Again from his farewell column:

"This has been quite an adventure in online journalism entrepreneurship. At other companies where I’ve worked, the readers were there, regardless of what you wrote or didn’t, but they seemed more like a set of composite demographic characters than actual people; it was hard to identify with them.

"Xconomy, as a startup, was something altogether different. When I joined it was still in the midst of being built and defined. Reporting and writing were just the start. It forced me to stretch in all kinds of new directions. This job required being an entrepreneur, ambassador, proselytizer, recruiter, staff mentor, editor, conference impresario, name badge stuffer, and computer anti-virus technician."

Overall thoughts on the industry as he changes focus?  Luke says he’s encouraged about big pharma becoming more transparent.

“I’m seeing signs of movement in the right direction.  I do think pharma wants to become better corporate citizens that they’ve been in the last 15-20 years.”

So what's next for Luke?  He told me that over the years he’s developed a passion for getting the word out about our industry to the wider public.  He’s  going to devote his full attention to a biography of the industry giant, Lee Hood.  Luke feels that a biography is a great form for educating the general public on the possibilities of genomic medicine and other trends. 

“People like reading about other people,” he said.

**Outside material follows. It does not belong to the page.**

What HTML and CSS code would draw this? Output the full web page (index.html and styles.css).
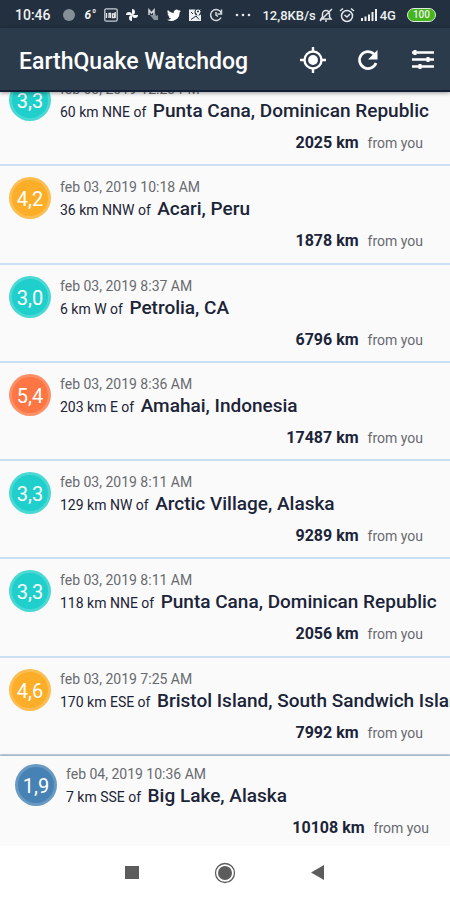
FILE: index.html
```html
<!DOCTYPE html>
<html lang="en">
<head>
<meta charset="utf-8">
<meta name="viewport" content="width=device-width, initial-scale=1">
<title>EarthQuake Watchdog</title>
<link rel="stylesheet" href="styles.css">
</head>
<body>
<div class="status">
  <span class="clock">10:46</span>
  <div class="notices">
    <svg viewBox="0 0 14 14"><circle cx="7" cy="7" r="6" fill="#858f98"/><path d="M3 3a6 6 0 0 0 8 9A6 6 0 1 1 3 3z" fill="#a9b0b7"/></svg>
    <span class="temp">6°</span>
    <svg viewBox="0 0 14 14"><rect x=".8" y=".8" width="12.400" height="12.400" rx="1.500" fill="none" stroke="#c9ced3" stroke-width="1.300"/><path d="M2.500 5v5M5 10V5.500h1.500V10M8.500 6h2v3.500h-2zM11.200 4v6" fill="none" stroke="#e4e7ea" stroke-width="1.300"/></svg>
    <svg viewBox="0 0 14 14" fill="#f4f6f8"><path d="M7 7V1a3 3 0 0 1 0 6zM7 7h6a3 3 0 0 1-6 0zM7 7v6a3 3 0 0 1 0-6zM7 7H1a3 3 0 0 1 6 0z"/></svg>
    <svg viewBox="0 0 14 14"><path d="M3 7V2l2.500 3L8 2v5" fill="none" stroke="#d5d9dd" stroke-width="1.500"/><path d="M4 7h4l1-2 1 3 2-1v5H8z" fill="#8b959e"/></svg>
    <svg viewBox="0 0 24 24" fill="#fff"><path d="M23.600 4.900c-.8.4-1.800.6-2.700.8 1-.6 1.700-1.500 2.100-2.600-.9.5-2 .9-3.100 1.100a4.900 4.900 0 0 0-8.300 4.500C7.600 8.500 4 6.500 1.600 3.600a4.900 4.900 0 0 0 1.500 6.600c-.8 0-1.600-.3-2.200-.6 0 2.400 1.700 4.400 3.900 4.900-.7.2-1.500.2-2.200.1.600 2 2.400 3.400 4.600 3.400A9.900 9.900 0 0 1 0 20a14 14 0 0 0 21.500-12.400c.8-.7 1.500-1.600 2.100-2.700z"/></svg>
    <svg viewBox="0 0 14 14"><path d="M1 1.500h12V13H1z" fill="#eef0f2"/><circle cx="10" cy="4" r="3.500" fill="#22303f"/><path d="M10 8L7.500 4a2.500 2.500 0 1 1 5 0z" fill="#fff"/><circle cx="10" cy="3.500" r="1" fill="#22303f"/><path d="M3 11.500L8 8l3 3.500M3 4l2 2" fill="none" stroke="#22303f"/></svg>
    <svg viewBox="0 0 14 14" fill="none" stroke="#d5d9dd" stroke-width="1.500"><path d="M12.500 6A5.500 5.500 0 1 0 12 9.500M12.500 1.500V6H8.500M7 4v3l2 1.500"/></svg>
  </div>
  <svg class="dots" viewBox="0 0 16 14" fill="#e4e7ea"><circle cx="2" cy="7" r="1.300"/><circle cx="8" cy="7" r="1.300"/><circle cx="14" cy="7" r="1.300"/></svg>
  <div class="signals">
    <span class="rate">12,8KB/s</span>
    <svg viewBox="0 0 16 16" fill="none" stroke="#dfe3e6" stroke-width="1.500"><path d="M3 12h10l-1.500-2V7a3.500 3.500 0 0 0-7 0v3zM7 14h2M2 14L14 2"/></svg>
    <svg class="alarm" viewBox="0 0 16 16" fill="none" stroke="#e4e7ea" stroke-width="1.500"><circle cx="8" cy="9" r="5.500"/><path d="M1 4l3-2.500M15 4l-3-2.500M5.500 8L8 10l3-3"/></svg>
    <svg class="bars" viewBox="0 0 18 14" fill="#eef0f2"><path d="M1 10h2v3H1zM4.500 8.500h2V13h-2zM8 6.500h2V13H8zM11.500 4h2v9h-2zM15 1h2v12h-2z"/></svg>
    <span class="net">4G</span>
    <span class="battery">100</span>
  </div>
</div>
<header class="appbar">
  <h1>EarthQuake Watchdog</h1>
  <button class="action" aria-label="My location"><svg viewBox="0 0 26 26"><circle cx="13" cy="13" r="8.500" fill="none" stroke="#fff" stroke-width="2.400"/><circle cx="13" cy="13" r="4.900" fill="#fff"/><path d="M13 0v4M13 22v4M0 13h4M22 13h4" stroke="#fff" stroke-width="2.400"/></svg></button>
  <button class="action" aria-label="Refresh"><svg viewBox="0 0 26 26"><path d="M21 16A8.500 8.500 0 1 1 19 7l2 2" fill="none" stroke="#fff" stroke-width="2.700"/><path d="M22.500 3v9.500H13z" fill="#fff"/></svg></button>
  <button class="action" aria-label="Filters"><svg viewBox="0 0 26 26" stroke="#fff" stroke-width="2.400"><path d="M2 5.500h22M2 12.500h22M2 19.500h22"/><path d="M5 3v5M18 10v5M10 17v5" stroke-width="3"/></svg></button>
</header>
<main class="quakes">
  <article class="quake">
    <span class="mag teal">3,3</span>
    <div class="info"><time>feb 03, 2019  12:23 PM</time><p class="where">60 km NNE of <b>Punta Cana, Dominican Republic</b></p><p class="away"><b>2025 km</b>from you</p></div>
  </article>
  <article class="quake">
    <span class="mag amber">4,2</span>
    <div class="info"><time>feb 03, 2019 10:18 AM</time><p class="where">36 km NNW of <b>Acari, Peru</b></p><p class="away"><b>1878 km</b>from you</p></div>
  </article>
  <article class="quake">
    <span class="mag teal">3,0</span>
    <div class="info"><time>feb 03, 2019 8:37 AM</time><p class="where">6 km W of <b>Petrolia, CA</b></p><p class="away"><b>6796 km</b>from you</p></div>
  </article>
  <article class="quake">
    <span class="mag coral">5,4</span>
    <div class="info"><time>feb 03, 2019 8:36 AM</time><p class="where">203 km E of <b>Amahai, Indonesia</b></p><p class="away"><b>17487 km</b>from you</p></div>
  </article>
  <article class="quake">
    <span class="mag teal">3,3</span>
    <div class="info"><time>feb 03, 2019 8:11 AM</time><p class="where">129 km NW of <b>Arctic Village, Alaska</b></p><p class="away"><b>9289 km</b>from you</p></div>
  </article>
  <article class="quake">
    <span class="mag teal">3,3</span>
    <div class="info"><time>feb 03, 2019 8:11 AM</time><p class="where">118 km NNE of <b>Punta Cana, Dominican Republic</b></p><p class="away"><b>2056 km</b>from you</p></div>
  </article>
  <article class="quake">
    <span class="mag amber">4,6</span>
    <div class="info"><time>feb 03, 2019 7:25 AM</time><p class="where">170 km ESE of <b>Bristol Island, South Sandwich Islands</b></p><p class="away"><b>7992 km</b>from you</p></div>
  </article>
</main>
<section class="latest">
  <article class="quake">
    <span class="mag blue">1,9</span>
    <div class="info"><time>feb 04, 2019 10:36 AM</time><p class="where">7 km SSE of <b>Big Lake, Alaska</b></p><p class="away"><b>10108 km</b>from you</p></div>
  </article>
</section>
<nav class="navbar">
  <button aria-label="Recent apps"><svg viewBox="0 0 24 24"><path d="M5 5h14v13H5z" fill="#5c5c5c"/></svg></button>
  <button aria-label="Home"><svg viewBox="0 0 24 24"><circle cx="12" cy="12" r="9.500" fill="none" stroke="#5c5c5c" stroke-width="1.300"/><circle cx="12" cy="12" r="7" fill="#5c5c5c"/></svg></button>
  <button aria-label="Back"><svg viewBox="0 0 24 24"><path d="M18 4v15L5 11.500z" fill="#5c5c5c"/></svg></button>
</nav>
</body>
</html>
```
FILE: styles.css
```css
* { box-sizing: border-box; }
body {
  margin: 0;
  min-height: 100vh;
  display: flex;
  flex-direction: column;
  background: #fafafa;
  color: #1b2438;
  font-family: Roboto, sans-serif;
}
h1, p { margin: 0; }
button { padding: 0; border: 0; background: none; }
svg { display: block; }

.status {
  display: flex;
  align-items: center;
  justify-content: space-between;
  height: 28px;
  padding: 2px 14px 0 15px;
  background: #22303f;
  color: #eef0f2;
  font-size: 14px;
  font-weight: 500;
  position: relative;
  z-index: 2;
}
.notices, .signals { display: flex; align-items: center; }
.notices { gap: 7px; }
.notices svg { width: 14px; height: 14px; }
.temp { width: 14px; font-size: 12px; font-style: italic; font-weight: 700; text-align: center; }
.dots { width: 16px; height: 14px; }
.signals { gap: 2px; font-size: 13px; }
.signals svg { width: 16px; height: 16px; }
.signals .alarm { margin: 0 3px; }
.signals .bars { width: 18px; height: 14px; }
.battery {
  width: 29px;
  margin-left: 9px;
  border: 1px solid #dfe9dc;
  border-radius: 7px;
  background: #45b51c;
  font-size: 10px;
  line-height: 12px;
  text-align: center;
}

.appbar {
  display: flex;
  align-items: center;
  gap: 29px;
  height: 64px;
  padding: 2px 14px 0 19px;
  background: #2c3b4b;
  border-bottom: 2px solid #142036;
  box-shadow: 0 1px 4px #0006;
  color: #fff;
  position: relative;
  z-index: 2;
}
.appbar h1 { flex: 1; padding-top: 2px; font-size: 23px; font-weight: 500; white-space: nowrap; }
.action svg { width: 26px; height: 26px; }

.quakes {
  flex: 1;
  display: flex;
  flex-direction: column;
  margin-top: -24px;
}
.quake {
  display: flex;
  flex: 1 0 auto;
  gap: 9px;
  padding: 11px 27px 0 9px;
  overflow: hidden;
}
.quakes .quake { border-bottom: 2px solid #cbdff2; }
.mag {
  flex: none;
  width: 42px;
  height: 42px;
  border: 3px solid #ffffff30;
  border-radius: 50%;
  color: #fff;
  font-size: 20px;
  line-height: 38px;
  text-align: center;
}
.teal { background: #1fcfcb; }
.amber { background: #fdae28; }
.coral { background: #fd7643; }
.blue { background: #4682b4; }
.info { flex: 1; min-width: 0; }
time { display: block; color: #686a70; font-size: 14px; line-height: 20px; white-space: nowrap; }
.where { font-size: 14px; line-height: 24px; white-space: nowrap; }
.where b { margin-left: 3px; font-size: 19px; font-weight: 500; }
.away { margin-top: 7px; color: #686a70; font-size: 14px; line-height: 24px; text-align: right; }
.away b { margin-right: 9px; color: #1b2438; font-size: 16px; font-weight: 700; }

.latest {
  height: 90px;
  box-shadow: 0 -1px 2px #0004;
  background: #fafafa;
}
.latest .quake { padding: 8px 21px 0 15px; }
.navbar {
  display: flex;
  justify-content: center;
  gap: 69px;
  padding: 15px 0;
  background: #fff;
}
.navbar svg { width: 24px; height: 24px; }
```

Erik Clausen, a managing partner at Chempetitive Group, has been in life science PR for over twenty years.  He’s worked with Luke and been a regular reader of the Monday column.  I asked him over email if he’d heard about Luke moving on, and he gave this reaction:

“Save for a few individuals, the media that covers the life sciences operated at a slower pace (or at from less-informed position) than their brothers and sisters tasked with covering the tech or other sectors. That is, until Luke Timmerman brought an informed tenacity to Xconomy that made the outlet, his peers, colleagues and (frankly speaking) CEOs and PR flacks better at what they do. He set the bar a bit higher. His ability to accurately grasp and relate both the science and business aspects of this industry are paralleled by only a few journalists, but not surpassed. And, his talent for infusing a point-of-view into his work is a testament to his passion for discovery and a compliment to his predecessors in print journalism.”

Luke’s Xconomy column will be missed, especially those yearly biotech picks based on sports stars.   Good luck, Luke - looking forward to reading the book.